To perform maintenance on a disk set, a host must be the owner of the disk set or have reserved the disk set. (A host takes implicit ownership of the disk set by putting the first drives into the set.)
You cannot add a drive that is in use to a disk set. Before you add a drive, make sure it is not currently being used for a file system, database, or any other application.
Do not add a drive with existing data that you want to preserve to a disk set. The process of adding the disk to the disk set repartitions the disk and destroys existing data.
All disks that you plan to share between hosts in the disk set must be connected to each host and must have the exact same path, driver, and name on each host. Specifically, a shared disk drive must be seen on both hosts at the same device number (c#t#d#). If the numbers are not the same on both hosts, you will see the message “drive c#t#d# is not common with host xxx” when attempting to add drives to the disk set. The shared disks must use the same driver name (ssd). See How to Add Drives to a Disk Set for more information on setting up shared disk drives in a disk set.
The default total number of disk sets on a system is 4. You can increase this value up to 32 by editing the /kernel/drv/md.conf file, as described in How to Increase the Number of Default Disk Sets. The number of shared disk sets is always one less than the md_nsets value, because the local set is included in md_nsets.
Unlike local volume administration, it is not necessary to create or delete state database replicas manually on the disk set. Solaris Volume Manager tries to balance a reasonable number of replicas across all drives in a disk set.
When drives are added to a disk set, Solaris Volume Manager re-balances the state database replicas across the remaining drives. Later, if necessary, you can change the replica layout with the metadb command.

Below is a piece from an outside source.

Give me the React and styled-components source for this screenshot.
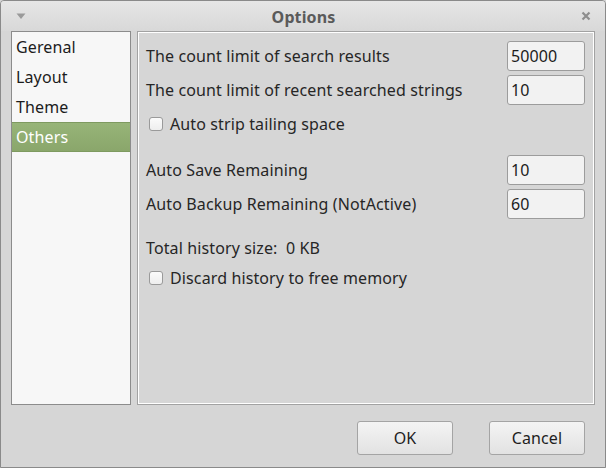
import styled, { createGlobalStyle } from "styled-components";

const GlobalStyle = createGlobalStyle`
  html, body {
    margin: 0;
    padding: 0;
    background: #d6d6d6;
  }
  body {
    font-family: "Noto Sans", "DejaVu Sans", sans-serif;
    letter-spacing: 0.12px;
  }
`;

const Window = styled.div`
  width: 606px;
  height: 468px;
  box-sizing: border-box;
  border: 1px solid #8a8a8a;
  border-radius: 4px 4px 0 0;
  background: #d6d6d6;
  display: flex;
  flex-direction: column;
  overflow: hidden;
`;

const TitleBar = styled.div`
  height: 30px;
  flex-shrink: 0;
  display: flex;
  align-items: center;
  justify-content: space-between;
  padding: 0 13px 0 14px;
  background: linear-gradient(#e6e6e6, #d8d8d8);
`;

const Title = styled.div`
  font-size: 16px;
  font-weight: bold;
  color: #5a5a5a;
  margin-top: 1px;
`;

const Body = styled.div`
  flex: 1;
  display: flex;
  gap: 6px;
  padding: 0 10px;
`;

const Sidebar = styled.div`
  width: 120px;
  height: 374px;
  box-sizing: border-box;
  border: 1px solid #8c8c8c;
  background: #f7f7f7;
  display: flex;
  flex-direction: column;
`;

const NavItem = styled.div`
  height: 30px;
  display: flex;
  align-items: center;
  padding-left: 4px;
  font-size: 16px;
  color: ${(p) => (p.$active ? "#ffffff" : "#1c1c1c")};
  background: ${(p) =>
    p.$active ? "linear-gradient(#97b478, #8aa66b)" : "transparent"};
  border-top: ${(p) => (p.$active ? "1px solid #7e9a60" : "none")};
  border-bottom: ${(p) => (p.$active ? "1px solid #7e9a60" : "none")};
  box-sizing: border-box;
`;

const Panel = styled.div`
  width: 458px;
  height: 374px;
  box-sizing: border-box;
  border: 1px solid #a2a2a2;
  box-shadow: inset 0 0 0 1px #ffffff;
  padding: 9px 9px 0 8px;
  display: flex;
  flex-direction: column;
`;

const Row = styled.div`
  display: flex;
  align-items: center;
  justify-content: space-between;
  height: 30px;
  margin-bottom: 4px;
  margin-top: ${(p) => p.$mt || 0}px;
`;

const Label = styled.span`
  font-size: 16px;
  color: #262626;
`;

const Input = styled.div`
  width: 78px;
  height: 30px;
  box-sizing: border-box;
  border: 1px solid #9c9c9c;
  border-radius: 3px;
  background: #f2f2f2;
  display: flex;
  align-items: center;
  padding-left: 3px;
  font-size: 16px;
  color: #1c1c1c;
`;

const CheckRow = styled.label`
  display: flex;
  align-items: center;
  gap: 7px;
  height: 30px;
  padding-left: 3px;
  font-size: 16px;
  color: #262626;
  margin-top: ${(p) => p.$mt || 0}px;
`;

const Box = styled.span`
  width: 14px;
  height: 14px;
  box-sizing: border-box;
  border: 1px solid #9a9a9a;
  border-radius: 3px;
  background: linear-gradient(#fbfbfb, #eeeeee);
`;

const InfoRow = styled.div`
  height: 26px;
  display: flex;
  align-items: center;
  font-size: 16px;
  color: #262626;
  margin-top: ${(p) => p.$mt || 0}px;
  white-space: pre;
`;

const Footer = styled.div`
  height: 62px;
  display: flex;
  justify-content: flex-end;
  align-items: center;
  gap: 36px;
  padding: 4px 20px 0 0;
  box-sizing: border-box;
`;

const Button = styled.div`
  width: 96px;
  height: 34px;
  box-sizing: border-box;
  border: 1px solid #a4a4a4;
  border-radius: 3px;
  background: linear-gradient(#f4f4f4, #e2e2e2);
  display: flex;
  align-items: center;
  justify-content: center;
  font-size: 16px;
  color: #1e1e1e;
`;

const Glyph = styled.svg`
  display: block;
`;

export default function App() {
  return (
    <>
      <GlobalStyle />
      <Window>
        <TitleBar>
          <Glyph width="12" height="12" viewBox="0 0 12 12">
            <path d="M1.5 3.5 L10.5 3.5 L6 9 Z" fill="#9a9a9a" />
          </Glyph>
          <Title>Options</Title>
          <Glyph width="12" height="12" viewBox="0 0 12 12">
            <path
              d="M2.5 2.5 L9.5 9.5 M9.5 2.5 L2.5 9.5"
              stroke="#8e8e8e"
              strokeWidth="2.2"
            />
          </Glyph>
        </TitleBar>
        <Body>
          <Sidebar>
            <NavItem>Gerenal</NavItem>
            <NavItem>Layout</NavItem>
            <NavItem>Theme</NavItem>
            <NavItem $active>Others</NavItem>
          </Sidebar>
          <Panel>
            <Row>
              <Label>The count limit of search results</Label>
              <Input>50000</Input>
            </Row>
            <Row>
              <Label>The count limit of recent searched strings</Label>
              <Input>10</Input>
            </Row>
            <CheckRow>
              <Box />
              Auto strip tailing space
            </CheckRow>
            <Row $mt={16}>
              <Label>Auto Save Remaining</Label>
              <Input>10</Input>
            </Row>
            <Row>
              <Label>Auto Backup Remaining (NotActive)</Label>
              <Input>60</Input>
            </Row>
            <InfoRow $mt={12}>Total history size:  0 KB</InfoRow>
            <CheckRow $mt={2}>
              <Box />
              Discard history to free memory
            </CheckRow>
          </Panel>
        </Body>
        <Footer>
          <Button>OK</Button>
          <Button>Cancel</Button>
        </Footer>
      </Window>
    </>
  );
}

Disk sets can be created and configured by using the Solaris Volume Manager command-line interface (the metaset command) or the Enhanced Storage tool within the Solaris Management Console.
After drives are added to a disk set, the disk set can be reserved (or taken) and released by hosts in the disk set. When a disk set is reserved by a host, the other host in the disk set cannot access the data on the drives in the disk set. To perform maintenance on a disk set, a host must be the owner of the disk set or have reserved the disk set. A host takes implicit ownership of the disk set by putting the first drives into the set.
Before a host can use drives in a disk set, the host must reserve the disk set. There are two methods of reserving a disk set:
Safely - When you safely reserve a disk set, Solaris Volume Manager attempts to take the disk set, and the other host attempts to release the disk set. The release (and therefore the reservation) might fail.
Forcibly - When you forcibly reserve a disk set, Solaris Volume Manager reserves the disk set whether or not another host currently has the set reserved. This method is generally used when a host in the disk set is down or not communicating. All disks within the disk set are taken over. The state database is read in on the host performing the reservation and the shared volumes configured in the disk set become accessible. If the other host had the disk set reserved at this point, it would panic due to reservation loss.
Normally, two hosts in a disk set cooperate with each other to ensure that drives in a disk set are reserved by only one host at a time. A normal situation is defined as both hosts being up and communicating with each other.
If a drive has been determined unexpectedly not to be reserved (perhaps because another host using the disk set forcibly took the drive), the host will panic. This behavior helps to minimize data loss which would occur if two hosts were to simultaneously access the same drive.
For more information about taking or reserving a disk set, see How to Take a Disk Set.
Releasing a disk set can be useful when you perform maintenance on the physical drives in the disk set. When a disk set is released, it cannot be accessed by the host. If both hosts in a disk set release the set, neither host in the disk set can access the drives in the disk set.
For more information about releasing a disk set, see How to Release a Disk Set.
The following example, drawing on the sample system shown in Chapter 4, Configuring and Using Solaris Volume Manager (Scenario), describes how disk sets should be used to manage storage that resides on a SAN (Storage Area Network) fabric.
Assume that the sample system has an additional controller that connects to a fiber switch and SAN storage. Storage on the SAN fabric is not available to the system as early in the boot process as other devices, such as SCSI and IDE disks, and Solaris Volume Manager would report logical volumes on the fabric as unavailable at boot. However, by adding the storage to a disk set, and then using the disk set tools to manage the storage, this problem with boot time availability is avoided (and the fabric-attached storage can be easily managed within a separate, disk set controlled, namespace from the local storage).